Aida Paula (9 December 1918 – 25 October 1993) was a Portuguese communist who opposed the authoritarian Estado Novo government, was arrested on three occasions, and spent many years as a political prisoner.

==Early life==
Aida da Conceição Paula was born on 9 December 1918 in the Campo de Ourique area of the Portuguese capital of Lisbon. Her father was Carlos Luís Paula and her mother Luísa da Conceição Paula who, like many in Portugal at that time, was illiterate and only learned to read and write while in hiding, at the age of 46. When Paula was still at primary school, she began to work with a footwear manufacturer, supporting her father, a building painter, and her mother, a weaver. Her difficult early life was aggravated by the deportation of her father to the Portuguese colony of Angola in 1927, for political reasons. Eighteen months later, she and her mother joined him. They would later return to Lisbon, where she joined the Portuguese Communist Party at the age of 18.

==First arrest==
In February 1939, a few months after her father's death in 1938, Aida Paula went underground. In time, her mother, alone after her husband's death, would join her in hiding as a Communist Party member. Both were arrested in May 1939, when Paula was working in a clandestine printing shop in Algés near Lisbon. They were taken to the Surveillance and State Defence Police (PVDE) headquarters in Lisbon and were then separated. Aida Paula was kept incommunicado in a cell, being questioned by police agents who told her that mother was very sick and suffering and saying that if Paula cooperated with them, they would help her mother. She never spoke.

==Subsequent activities==
In June 1939, Paula was transferred to an all-women prison at Tires, where she joined her mother, and where they shared a cell, isolated from other prisoners. On October 19, 1940, she was tried by the Special Military Court, sentenced to a year in prison and loss of political rights for five years. Released a few days later, having already been in prison for a year, she resumed her political work and again went underground with her mother, moving to Freixial near Loures, to the north of Lisbon.
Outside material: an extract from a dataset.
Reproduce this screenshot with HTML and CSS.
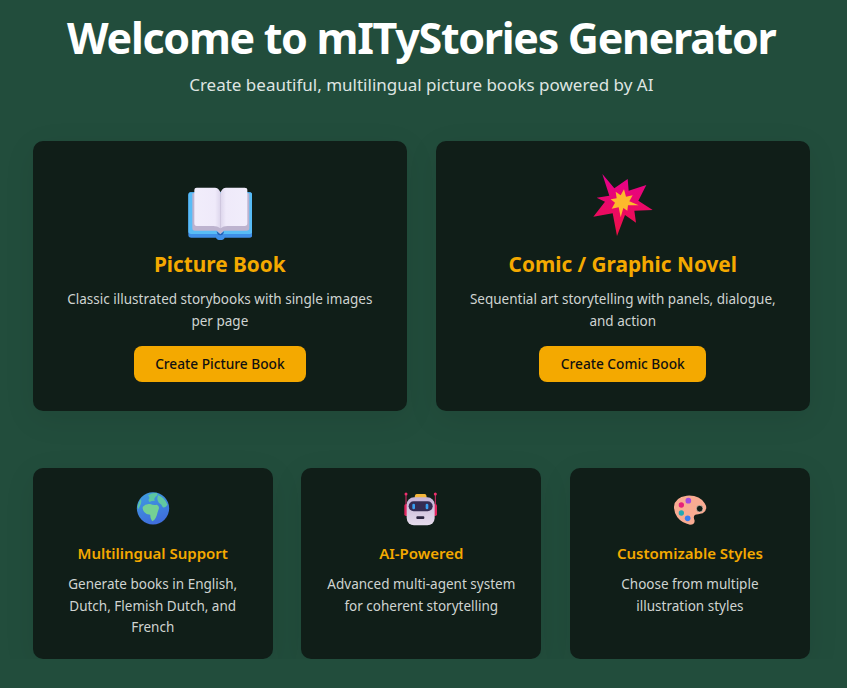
FILE: index.html
```html
<!DOCTYPE html>
<html lang="en">
<head>
    <meta charset="UTF-8">
    <meta name="viewport" content="width=device-width, initial-scale=1.0">
    <title>mITyStories Generator</title>
    <link rel="stylesheet" href="styles.css">
</head>
<body>
    <div class="page">
        <header class="hero">
            <h1>Welcome to mITyStories Generator</h1>
            <p>Create beautiful, multilingual picture books powered by AI</p>
        </header>

        <!-- Book types -->
        <section class="book-types">
            <div class="card type-card">
                <svg class="type-icon" viewBox="84 39 192 204" aria-hidden="true">
                    <defs>
                        <linearGradient id="pageLeft" x1="0" x2="1" y1="0" y2="0">
                            <stop offset="0" stop-color="#f1edfb"/>
                            <stop offset="0.8" stop-color="#efeafa"/>
                            <stop offset="1" stop-color="#ddd6ec"/>
                        </linearGradient>
                        <linearGradient id="pageRight" x1="0" x2="1" y1="0" y2="0">
                            <stop offset="0" stop-color="#ddd6ec"/>
                            <stop offset="0.2" stop-color="#efeafa"/>
                            <stop offset="1" stop-color="#f1edfb"/>
                        </linearGradient>
                    </defs>
                    <path d="M92 97 H268 Q277 97 277 106 V225 Q277 233 268 233 H194 Q192 240 181 240 Q170 240 168 233 H94 Q85 233 85 225 V106 Q85 97 92 97 Z" fill="#3f8fe8"/>
                    <path d="M92 97 H268 Q277 97 277 106 V214 Q277 222 268 222 H94 Q85 222 85 214 V106 Q85 97 92 97 Z" fill="#58bcf6"/>
                    <path d="M97 100 H268 V204 Q268 212 260 212 H192 L181 223 L170 212 H104 Q97 212 97 204 Z" fill="#bdb3cf"/>
                    <path d="M110 83 H165 Q175 83 181 96 V205 Q172 198 160 198 H110 Q103 198 103 190 V90 Q103 83 110 83 Z" fill="url(#pageLeft)"/>
                    <path d="M254 83 H198 Q188 83 182 96 V205 Q190 198 202 198 H254 Q262 198 262 190 V90 Q262 83 254 83 Z" fill="url(#pageRight)"/>
                    <path d="M170 214 L181 223 L192 214 Q191 226 181 226 Q171 226 170 214 Z" fill="#2360b8"/>
                </svg>
                <h2>Picture Book</h2>
                <p>Classic illustrated storybooks with single images per page</p>
                <a class="btn" href="#">Create Picture Book</a>
            </div>
            <div class="card type-card">
                <svg class="type-icon" viewBox="63 39 192 204" aria-hidden="true">
                    <defs>
                        <linearGradient id="burst" x1="0" x2="0" y1="0" y2="1">
                            <stop offset="0" stop-color="#e6008f"/>
                            <stop offset="1" stop-color="#ee1144"/>
                        </linearGradient>
                    </defs>
                    <polygon points="97,42 133,85 173,57 176,92 229,75 205,122 248,150 193,152 198,188 165,165 141,228 128,160 70,170 105,125 80,113 118,107" fill="url(#burst)"/>
                    <polygon points="162,88 168,110 188,106 178,124 206,136 174,136 172,152 160,144 152,172 146,142 125,146 135,128 122,118 140,115 137,95 152,106" fill="#fdb92c"/>
                </svg>
                <h2>Comic / Graphic Novel</h2>
                <p>Sequential art storytelling with panels, dialogue, and action</p>
                <a class="btn" href="#">Create Comic Book</a>
            </div>
        </section>

        <!-- Features -->
        <section class="features">
            <div class="card feature-card">
                <svg class="feature-icon" viewBox="26.5 12 120 120" aria-hidden="true">
                    <defs>
                        <linearGradient id="ocean" x1="0" x2="0.4" y1="0" y2="1">
                            <stop offset="0" stop-color="#3f9fe0"/>
                            <stop offset="1" stop-color="#3f6fdc"/>
                        </linearGradient>
                    </defs>
                    <circle cx="86.5" cy="73" r="48.5" fill="url(#ocean)"/>
                    <path d="M72 34 Q84 26 98 27 Q104 33 94 38 Q88 44 92 50 Q82 50 76 54 Q70 48 76 42 Z" fill="#5cc6a0"/>
                    <path d="M56 68 Q64 58 78 60 Q88 64 98 62 Q106 66 104 74 Q100 84 98 94 Q92 110 84 112 Q78 104 78 92 Q66 92 60 84 Q54 76 56 68 Z" fill="#74d094"/>
                    <path d="M102 34 Q120 40 130 62 Q124 72 116 70 Q112 60 104 56 Q96 46 102 34 Z" fill="#62c8a0"/>
                    <path d="M40 68 Q44 52 50 46 Q54 52 50 60 Q46 70 42 76 Z" fill="#5cc6a0"/>
                </svg>
                <h3>Multilingual Support</h3>
                <p>Generate books in English, Dutch, Flemish Dutch, and French</p>
            </div>
            <div class="card feature-card">
                <svg class="feature-icon" viewBox="25 12 120 120" aria-hidden="true">
                    <defs>
                        <linearGradient id="robotBody" x1="0" x2="0" y1="0" y2="1">
                            <stop offset="0" stop-color="#c4b2d6"/>
                            <stop offset="1" stop-color="#e6dcec"/>
                        </linearGradient>
                    </defs>
                    <path d="M40 32 V62 M128 32 V62" stroke="#d82a68" stroke-width="3" fill="none"/>
                    <circle cx="40" cy="30" r="4.5" fill="#f0306e"/>
                    <circle cx="128" cy="30" r="4.5" fill="#f0306e"/>
                    <rect x="35" y="60" width="12" height="36" rx="5" fill="#e0245e"/>
                    <rect x="121" y="60" width="12" height="36" rx="5" fill="#e0245e"/>
                    <path d="M66 42 Q66 30 72 30 H96 Q102 30 102 42 Z" fill="#f4b63a"/>
                    <rect x="42" y="40" width="84" height="84" rx="22" fill="url(#robotBody)"/>
                    <rect x="48" y="52" width="72" height="30" rx="15" fill="#352c52"/>
                    <rect x="59" y="59" width="8" height="17" rx="4" fill="#3aa0f0"/>
                    <rect x="99" y="59" width="8" height="17" rx="4" fill="#3aa0f0"/>
                    <rect x="71" y="97" width="24" height="8" rx="3" fill="#2b2440"/>
                </svg>
                <h3>AI-Powered</h3>
                <p>Advanced multi-agent system for coherent storytelling</p>
            </div>
            <div class="card feature-card">
                <svg class="feature-icon" viewBox="30 12 120 120" aria-hidden="true">
                    <path d="M42 68 Q44 40 80 35 Q118 32 134 58 Q146 76 128 88 Q112 92 106 92 Q98 96 104 110 Q104 122 90 122 Q66 118 52 100 Q42 86 42 68 Z" fill="#f8ab92"/>
                    <circle cx="119" cy="74" r="10" fill="#101e18" stroke="#fbd9cc" stroke-width="2"/>
                    <circle cx="85" cy="50" r="8.5" fill="#a34adf"/>
                    <circle cx="64" cy="63" r="8" fill="#e6207a"/>
                    <circle cx="64" cy="87" r="8" fill="#22a8b4"/>
                    <circle cx="83" cy="103" r="8.5" fill="#3a7cf0"/>
                </svg>
                <h3>Customizable Styles</h3>
                <p>Choose from multiple illustration styles</p>
            </div>
        </section>
    </div>
</body>
</html>
```

FILE: styles.css
```css
:root {
    --bg-color: #224d3c;
    --card-color: #101e18;
    --accent-color: #f4a900;
    --text-color: #cfd4d1;
}

* {
    box-sizing: border-box;
}

body {
    margin: 0;
    background-color: var(--bg-color);
    font-family: 'Noto Sans', 'Open Sans', sans-serif;
    overflow: hidden;
}

.page {
    padding: 0 37.2px 0 32.8px;
}

.hero {
    text-align: center;
    padding-top: 8px;
    margin-bottom: 41px;
}

.hero h1 {
    margin: 0;
    font-size: 43px;
    line-height: 60px;
    font-weight: 700;
    letter-spacing: -1.3px;
    color: #ffffff;
}

.hero p {
    margin: 2px 0 0;
    font-size: 17px;
    line-height: 30px;
    color: #dfe5e2;
}

.card {
    background-color: var(--card-color);
    border-radius: 10px;
    box-shadow: 0 8px 32px rgba(0, 0, 0, 0.08);
    text-align: center;
}

.book-types {
    display: grid;
    grid-template-columns: 1fr 1fr;
    gap: 28.8px;
    margin-bottom: 57px;
}

.type-card {
    height: 270px;
    padding: 32px 29px 0;
}

.type-icon {
    display: block;
    width: 64px;
    height: 68px;
    margin: 0 auto;
}

.type-card h2 {
    margin: 8px 0 0;
    font-size: 20.8px;
    line-height: 30px;
    font-weight: 700;
    color: var(--accent-color);
}

.type-card p {
    margin: 9px 0 0;
    font-size: 13.5px;
    line-height: 22px;
    color: var(--text-color);
}

.btn {
    display: inline-block;
    margin-top: 14px;
    padding: 0 21.6px;
    height: 36px;
    line-height: 36px;
    border-radius: 8px;
    background-color: var(--accent-color);
    color: #101010;
    font-size: 13.7px;
    font-weight: 500;
    text-decoration: none;
}

.features {
    display: grid;
    grid-template-columns: repeat(3, 1fr);
    gap: 28.8px;
}

.feature-card {
    height: 191px;
    padding: 20px 20px 0;
}

.feature-icon {
    display: block;
    width: 40px;
    height: 40px;
    margin: 0 auto;
}

.feature-card h3 {
    margin: 13px 0 0;
    font-size: 15px;
    line-height: 24px;
    font-weight: 600;
    color: var(--accent-color);
}

.feature-card p {
    margin: 9px 0 0;
    font-size: 13.5px;
    line-height: 21.6px;
    color: var(--text-color);
}
```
Here she would come into contact with Álvaro Cunhal, who would become secretary-general of the Portuguese Communist Party between 1961 and 1992. Paula and her mother were the only two women present, albeit as secretaries, at the first Illegal Congress of the Portuguese Communist Party, held in Monte Estoril in 1943. Later, she and her mother would go their separate ways, not seeing each other for seven years. During her time in hiding Paula wrote in communist papers, such as A Voz das Camaradas, with the pseudonym of "Marta", and collaborated in the production of Avante!. She learned French with a comrade and translated articles that were distributed to Communist Party members. She also wrote short stories and training texts.

==Second arrest==
Paula's second arrest took place in December 1958, almost 20 years after the first. She was held in isolation at Caxias Prison near Lisbon for eight days and was eventually tried in April 1960 for being a member of the Communist Party. She was then sentenced to two and a half years in prison, but this was extended and she ended up spending six consecutive years in prison. She was the author of one of 13 letters in a manifesto addressed to women and democratic organizations all over the world, smuggled out of Caxias prison in May 1961, denouncing the tortures and the conditions in which the political prisoners were kept. She was always fighting against the prison regime and the inhumane conditions, leading to her being punished six times. Punishments included not being able to receive visitors, not being allowed to exercise outdoors, and not being able to receive newspapers and other publications.

==Third arrest==
On her release Paula came out of hiding to take care of her seriously ill mother. She was arrested again in 1967, when she suffered 18 days in isolation at Campolide police station, followed by sleep deprivation for six days and six nights. Her health deteriorated rapidly until her release in May 1968 when she was acquitted at her trial. She later worked in the office of an anti-colonialist doctor, Julieta Gandra, who she had got to know in Caxias prison when they shared the same cell.
==Death==
Aida da Conceição Paula died on 25 October 1993.